- GIVEN MATERIAL:
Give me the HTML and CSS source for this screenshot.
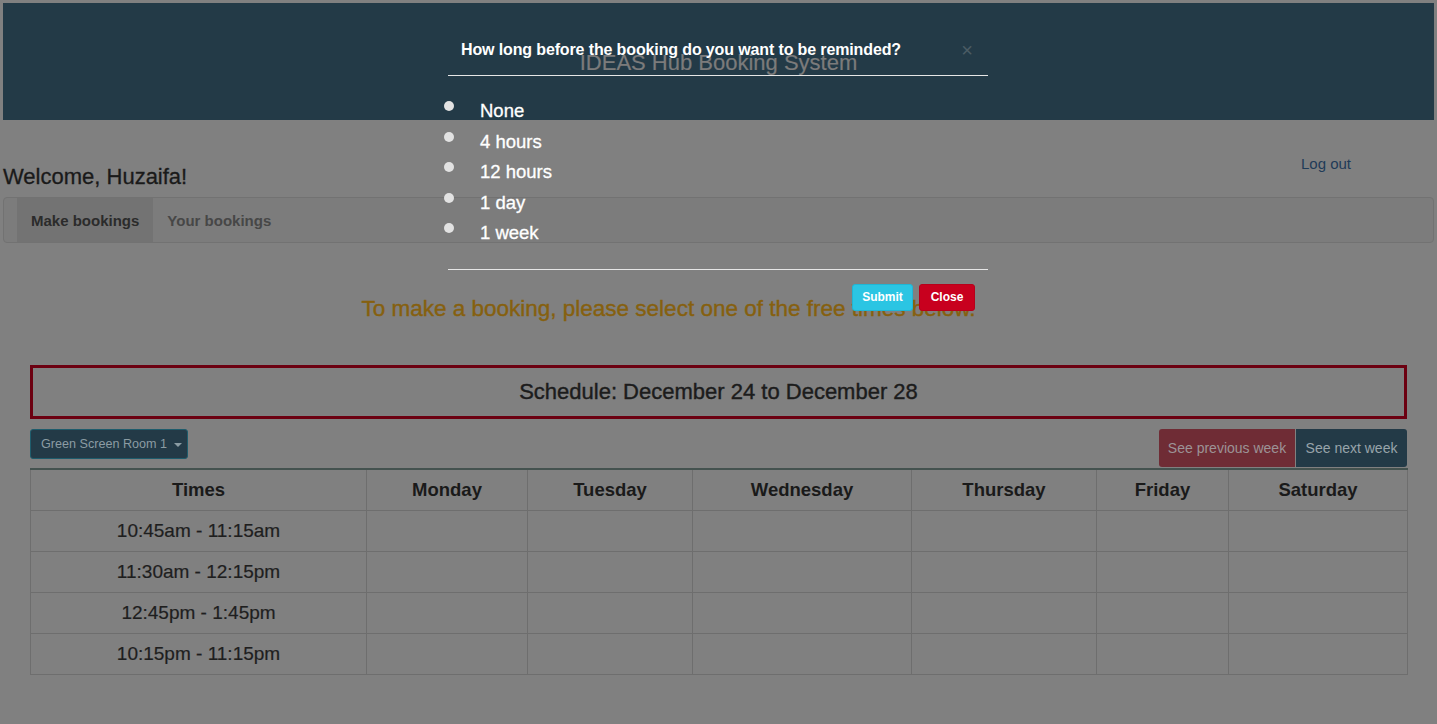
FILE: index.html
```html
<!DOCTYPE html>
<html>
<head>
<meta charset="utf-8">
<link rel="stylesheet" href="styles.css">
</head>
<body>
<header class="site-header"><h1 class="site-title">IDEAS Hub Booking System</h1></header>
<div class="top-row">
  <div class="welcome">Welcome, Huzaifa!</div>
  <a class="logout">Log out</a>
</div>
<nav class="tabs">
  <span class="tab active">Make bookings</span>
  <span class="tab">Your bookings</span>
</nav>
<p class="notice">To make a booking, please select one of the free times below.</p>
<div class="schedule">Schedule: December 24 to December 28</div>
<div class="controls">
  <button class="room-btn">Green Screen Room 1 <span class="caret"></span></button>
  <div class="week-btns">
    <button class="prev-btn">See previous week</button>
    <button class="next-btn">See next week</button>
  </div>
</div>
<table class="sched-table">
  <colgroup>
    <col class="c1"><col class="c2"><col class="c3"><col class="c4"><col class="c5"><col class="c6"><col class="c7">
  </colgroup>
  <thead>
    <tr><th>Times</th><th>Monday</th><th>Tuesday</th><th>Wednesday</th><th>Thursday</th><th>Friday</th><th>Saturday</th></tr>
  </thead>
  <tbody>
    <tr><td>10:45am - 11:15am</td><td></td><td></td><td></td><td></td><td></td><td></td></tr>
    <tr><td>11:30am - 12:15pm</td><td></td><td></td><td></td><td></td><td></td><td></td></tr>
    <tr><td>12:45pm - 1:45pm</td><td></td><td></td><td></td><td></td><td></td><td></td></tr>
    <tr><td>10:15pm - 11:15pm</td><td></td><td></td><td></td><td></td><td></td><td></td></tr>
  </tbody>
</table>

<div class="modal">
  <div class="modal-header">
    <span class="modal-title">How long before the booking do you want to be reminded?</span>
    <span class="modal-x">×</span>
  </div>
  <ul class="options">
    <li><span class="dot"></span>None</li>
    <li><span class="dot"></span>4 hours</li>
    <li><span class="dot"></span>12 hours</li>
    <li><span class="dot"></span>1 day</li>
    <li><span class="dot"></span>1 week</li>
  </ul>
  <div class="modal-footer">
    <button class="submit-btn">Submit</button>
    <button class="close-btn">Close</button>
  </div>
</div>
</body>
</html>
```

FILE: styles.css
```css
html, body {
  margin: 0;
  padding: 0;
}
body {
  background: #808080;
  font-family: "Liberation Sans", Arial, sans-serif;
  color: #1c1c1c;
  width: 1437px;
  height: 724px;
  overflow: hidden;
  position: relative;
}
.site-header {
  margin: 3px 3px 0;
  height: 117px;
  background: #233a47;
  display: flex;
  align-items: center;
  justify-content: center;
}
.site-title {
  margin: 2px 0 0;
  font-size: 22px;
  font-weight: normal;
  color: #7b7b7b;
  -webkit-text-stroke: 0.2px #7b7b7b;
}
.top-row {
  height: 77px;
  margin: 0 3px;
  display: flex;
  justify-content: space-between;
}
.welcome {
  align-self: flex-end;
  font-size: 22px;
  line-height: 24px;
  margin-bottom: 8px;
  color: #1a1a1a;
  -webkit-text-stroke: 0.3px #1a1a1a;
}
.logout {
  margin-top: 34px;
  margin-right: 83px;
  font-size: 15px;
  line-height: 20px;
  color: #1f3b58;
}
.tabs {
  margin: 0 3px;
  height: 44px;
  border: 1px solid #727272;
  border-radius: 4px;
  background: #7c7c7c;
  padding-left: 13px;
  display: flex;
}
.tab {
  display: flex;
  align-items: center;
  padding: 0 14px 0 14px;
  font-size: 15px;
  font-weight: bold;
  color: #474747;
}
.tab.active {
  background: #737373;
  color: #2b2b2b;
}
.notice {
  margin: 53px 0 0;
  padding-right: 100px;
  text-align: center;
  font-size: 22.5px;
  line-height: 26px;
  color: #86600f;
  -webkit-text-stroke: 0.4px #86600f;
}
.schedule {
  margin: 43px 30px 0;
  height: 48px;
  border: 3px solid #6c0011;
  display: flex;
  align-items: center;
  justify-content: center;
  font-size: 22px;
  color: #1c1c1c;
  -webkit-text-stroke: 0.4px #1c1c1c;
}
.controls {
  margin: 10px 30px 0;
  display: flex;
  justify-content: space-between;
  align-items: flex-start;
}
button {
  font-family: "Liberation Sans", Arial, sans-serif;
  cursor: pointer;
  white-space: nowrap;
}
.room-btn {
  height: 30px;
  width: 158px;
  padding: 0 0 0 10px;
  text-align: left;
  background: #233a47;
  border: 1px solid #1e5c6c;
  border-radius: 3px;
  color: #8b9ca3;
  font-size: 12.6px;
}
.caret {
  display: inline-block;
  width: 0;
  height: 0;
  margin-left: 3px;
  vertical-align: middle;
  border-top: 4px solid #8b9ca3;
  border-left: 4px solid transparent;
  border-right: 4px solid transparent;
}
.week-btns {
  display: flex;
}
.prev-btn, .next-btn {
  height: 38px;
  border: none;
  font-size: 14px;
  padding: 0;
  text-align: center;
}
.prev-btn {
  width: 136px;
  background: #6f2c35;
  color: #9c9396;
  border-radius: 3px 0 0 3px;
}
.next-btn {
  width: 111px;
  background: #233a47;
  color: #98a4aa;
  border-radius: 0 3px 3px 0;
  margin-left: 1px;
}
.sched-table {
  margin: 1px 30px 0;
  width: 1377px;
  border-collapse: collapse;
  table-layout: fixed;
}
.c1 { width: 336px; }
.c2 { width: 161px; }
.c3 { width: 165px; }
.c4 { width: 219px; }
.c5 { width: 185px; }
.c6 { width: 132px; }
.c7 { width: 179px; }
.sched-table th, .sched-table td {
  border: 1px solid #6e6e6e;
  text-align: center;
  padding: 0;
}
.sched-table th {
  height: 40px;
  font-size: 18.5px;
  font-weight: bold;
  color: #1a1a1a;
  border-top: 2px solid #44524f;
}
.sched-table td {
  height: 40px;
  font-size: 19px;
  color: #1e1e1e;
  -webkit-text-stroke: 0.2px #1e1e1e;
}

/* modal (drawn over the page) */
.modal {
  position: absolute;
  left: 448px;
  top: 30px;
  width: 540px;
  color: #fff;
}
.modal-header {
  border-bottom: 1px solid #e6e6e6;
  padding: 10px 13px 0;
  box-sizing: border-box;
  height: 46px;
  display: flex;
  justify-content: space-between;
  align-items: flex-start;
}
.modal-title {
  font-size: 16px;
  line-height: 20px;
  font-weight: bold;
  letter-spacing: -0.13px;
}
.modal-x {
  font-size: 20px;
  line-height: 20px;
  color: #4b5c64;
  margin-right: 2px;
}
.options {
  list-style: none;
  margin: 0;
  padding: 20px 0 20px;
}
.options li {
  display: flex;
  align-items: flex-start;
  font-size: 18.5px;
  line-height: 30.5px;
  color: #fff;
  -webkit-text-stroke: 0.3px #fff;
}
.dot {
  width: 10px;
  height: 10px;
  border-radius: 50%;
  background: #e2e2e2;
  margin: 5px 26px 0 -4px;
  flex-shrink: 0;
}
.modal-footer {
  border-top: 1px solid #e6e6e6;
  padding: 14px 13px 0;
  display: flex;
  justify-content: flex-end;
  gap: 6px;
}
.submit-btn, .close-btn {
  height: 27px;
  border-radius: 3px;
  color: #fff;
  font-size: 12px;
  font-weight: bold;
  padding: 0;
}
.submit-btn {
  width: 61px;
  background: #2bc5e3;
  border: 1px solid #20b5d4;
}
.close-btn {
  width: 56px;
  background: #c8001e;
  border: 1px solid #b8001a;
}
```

- GIVEN EXERCISE: Please write out all of the material above without changing a word, and omit any pictures.

- PROBLEM SOLUTION:
Give me the HTML and CSS source for this screenshot.
FILE: index.html
```html
<!DOCTYPE html>
<html>
<head>
<meta charset="utf-8">
<link rel="stylesheet" href="styles.css">
</head>
<body>
<header class="site-header"><h1 class="site-title">IDEAS Hub Booking System</h1></header>
<div class="top-row">
  <div class="welcome">Welcome, Huzaifa!</div>
  <a class="logout">Log out</a>
</div>
<nav class="tabs">
  <span class="tab active">Make bookings</span>
  <span class="tab">Your bookings</span>
</nav>
<p class="notice">To make a booking, please select one of the free times below.</p>
<div class="schedule">Schedule: December 24 to December 28</div>
<div class="controls">
  <button class="room-btn">Green Screen Room 1 <span class="caret"></span></button>
  <div class="week-btns">
    <button class="prev-btn">See previous week</button>
    <button class="next-btn">See next week</button>
  </div>
</div>
<table class="sched-table">
  <colgroup>
    <col class="c1"><col class="c2"><col class="c3"><col class="c4"><col class="c5"><col class="c6"><col class="c7">
  </colgroup>
  <thead>
    <tr><th>Times</th><th>Monday</th><th>Tuesday</th><th>Wednesday</th><th>Thursday</th><th>Friday</th><th>Saturday</th></tr>
  </thead>
  <tbody>
    <tr><td>10:45am - 11:15am</td><td></td><td></td><td></td><td></td><td></td><td></td></tr>
    <tr><td>11:30am - 12:15pm</td><td></td><td></td><td></td><td></td><td></td><td></td></tr>
    <tr><td>12:45pm - 1:45pm</td><td></td><td></td><td></td><td></td><td></td><td></td></tr>
    <tr><td>10:15pm - 11:15pm</td><td></td><td></td><td></td><td></td><td></td><td></td></tr>
  </tbody>
</table>

<div class="modal">
  <div class="modal-header">
    <span class="modal-title">How long before the booking do you want to be reminded?</span>
    <span class="modal-x">×</span>
  </div>
  <ul class="options">
    <li><span class="dot"></span>None</li>
    <li><span class="dot"></span>4 hours</li>
    <li><span class="dot"></span>12 hours</li>
    <li><span class="dot"></span>1 day</li>
    <li><span class="dot"></span>1 week</li>
  </ul>
  <div class="modal-footer">
    <button class="submit-btn">Submit</button>
    <button class="close-btn">Close</button>
  </div>
</div>
</body>
</html>
```

FILE: styles.css
```css
html, body {
  margin: 0;
  padding: 0;
}
body {
  background: #808080;
  font-family: "Liberation Sans", Arial, sans-serif;
  color: #1c1c1c;
  width: 1437px;
  height: 724px;
  overflow: hidden;
  position: relative;
}
.site-header {
  margin: 3px 3px 0;
  height: 117px;
  background: #233a47;
  display: flex;
  align-items: center;
  justify-content: center;
}
.site-title {
  margin: 2px 0 0;
  font-size: 22px;
  font-weight: normal;
  color: #7b7b7b;
  -webkit-text-stroke: 0.2px #7b7b7b;
}
.top-row {
  height: 77px;
  margin: 0 3px;
  display: flex;
  justify-content: space-between;
}
.welcome {
  align-self: flex-end;
  font-size: 22px;
  line-height: 24px;
  margin-bottom: 8px;
  color: #1a1a1a;
  -webkit-text-stroke: 0.3px #1a1a1a;
}
.logout {
  margin-top: 34px;
  margin-right: 83px;
  font-size: 15px;
  line-height: 20px;
  color: #1f3b58;
}
.tabs {
  margin: 0 3px;
  height: 44px;
  border: 1px solid #727272;
  border-radius: 4px;
  background: #7c7c7c;
  padding-left: 13px;
  display: flex;
}
.tab {
  display: flex;
  align-items: center;
  padding: 0 14px 0 14px;
  font-size: 15px;
  font-weight: bold;
  color: #474747;
}
.tab.active {
  background: #737373;
  color: #2b2b2b;
}
.notice {
  margin: 53px 0 0;
  padding-right: 100px;
  text-align: center;
  font-size: 22.5px;
  line-height: 26px;
  color: #86600f;
  -webkit-text-stroke: 0.4px #86600f;
}
.schedule {
  margin: 43px 30px 0;
  height: 48px;
  border: 3px solid #6c0011;
  display: flex;
  align-items: center;
  justify-content: center;
  font-size: 22px;
  color: #1c1c1c;
  -webkit-text-stroke: 0.4px #1c1c1c;
}
.controls {
  margin: 10px 30px 0;
  display: flex;
  justify-content: space-between;
  align-items: flex-start;
}
button {
  font-family: "Liberation Sans", Arial, sans-serif;
  cursor: pointer;
  white-space: nowrap;
}
.room-btn {
  height: 30px;
  width: 158px;
  padding: 0 0 0 10px;
  text-align: left;
  background: #233a47;
  border: 1px solid #1e5c6c;
  border-radius: 3px;
  color: #8b9ca3;
  font-size: 12.6px;
}
.caret {
  display: inline-block;
  width: 0;
  height: 0;
  margin-left: 3px;
  vertical-align: middle;
  border-top: 4px solid #8b9ca3;
  border-left: 4px solid transparent;
  border-right: 4px solid transparent;
}
.week-btns {
  display: flex;
}
.prev-btn, .next-btn {
  height: 38px;
  border: none;
  font-size: 14px;
  padding: 0;
  text-align: center;
}
.prev-btn {
  width: 136px;
  background: #6f2c35;
  color: #9c9396;
  border-radius: 3px 0 0 3px;
}
.next-btn {
  width: 111px;
  background: #233a47;
  color: #98a4aa;
  border-radius: 0 3px 3px 0;
  margin-left: 1px;
}
.sched-table {
  margin: 1px 30px 0;
  width: 1377px;
  border-collapse: collapse;
  table-layout: fixed;
}
.c1 { width: 336px; }
.c2 { width: 161px; }
.c3 { width: 165px; }
.c4 { width: 219px; }
.c5 { width: 185px; }
.c6 { width: 132px; }
.c7 { width: 179px; }
.sched-table th, .sched-table td {
  border: 1px solid #6e6e6e;
  text-align: center;
  padding: 0;
}
.sched-table th {
  height: 40px;
  font-size: 18.5px;
  font-weight: bold;
  color: #1a1a1a;
  border-top: 2px solid #44524f;
}
.sched-table td {
  height: 40px;
  font-size: 19px;
  color: #1e1e1e;
  -webkit-text-stroke: 0.2px #1e1e1e;
}

/* modal (drawn over the page) */
.modal {
  position: absolute;
  left: 448px;
  top: 30px;
  width: 540px;
  color: #fff;
}
.modal-header {
  border-bottom: 1px solid #e6e6e6;
  padding: 10px 13px 0;
  box-sizing: border-box;
  height: 46px;
  display: flex;
  justify-content: space-between;
  align-items: flex-start;
}
.modal-title {
  font-size: 16px;
  line-height: 20px;
  font-weight: bold;
  letter-spacing: -0.13px;
}
.modal-x {
  font-size: 20px;
  line-height: 20px;
  color: #4b5c64;
  margin-right: 2px;
}
.options {
  list-style: none;
  margin: 0;
  padding: 20px 0 20px;
}
.options li {
  display: flex;
  align-items: flex-start;
  font-size: 18.5px;
  line-height: 30.5px;
  color: #fff;
  -webkit-text-stroke: 0.3px #fff;
}
.dot {
  width: 10px;
  height: 10px;
  border-radius: 50%;
  background: #e2e2e2;
  margin: 5px 26px 0 -4px;
  flex-shrink: 0;
}
.modal-footer {
  border-top: 1px solid #e6e6e6;
  padding: 14px 13px 0;
  display: flex;
  justify-content: flex-end;
  gap: 6px;
}
.submit-btn, .close-btn {
  height: 27px;
  border-radius: 3px;
  color: #fff;
  font-size: 12px;
  font-weight: bold;
  padding: 0;
}
.submit-btn {
  width: 61px;
  background: #2bc5e3;
  border: 1px solid #20b5d4;
}
.close-btn {
  width: 56px;
  background: #c8001e;
  border: 1px solid #b8001a;
}
```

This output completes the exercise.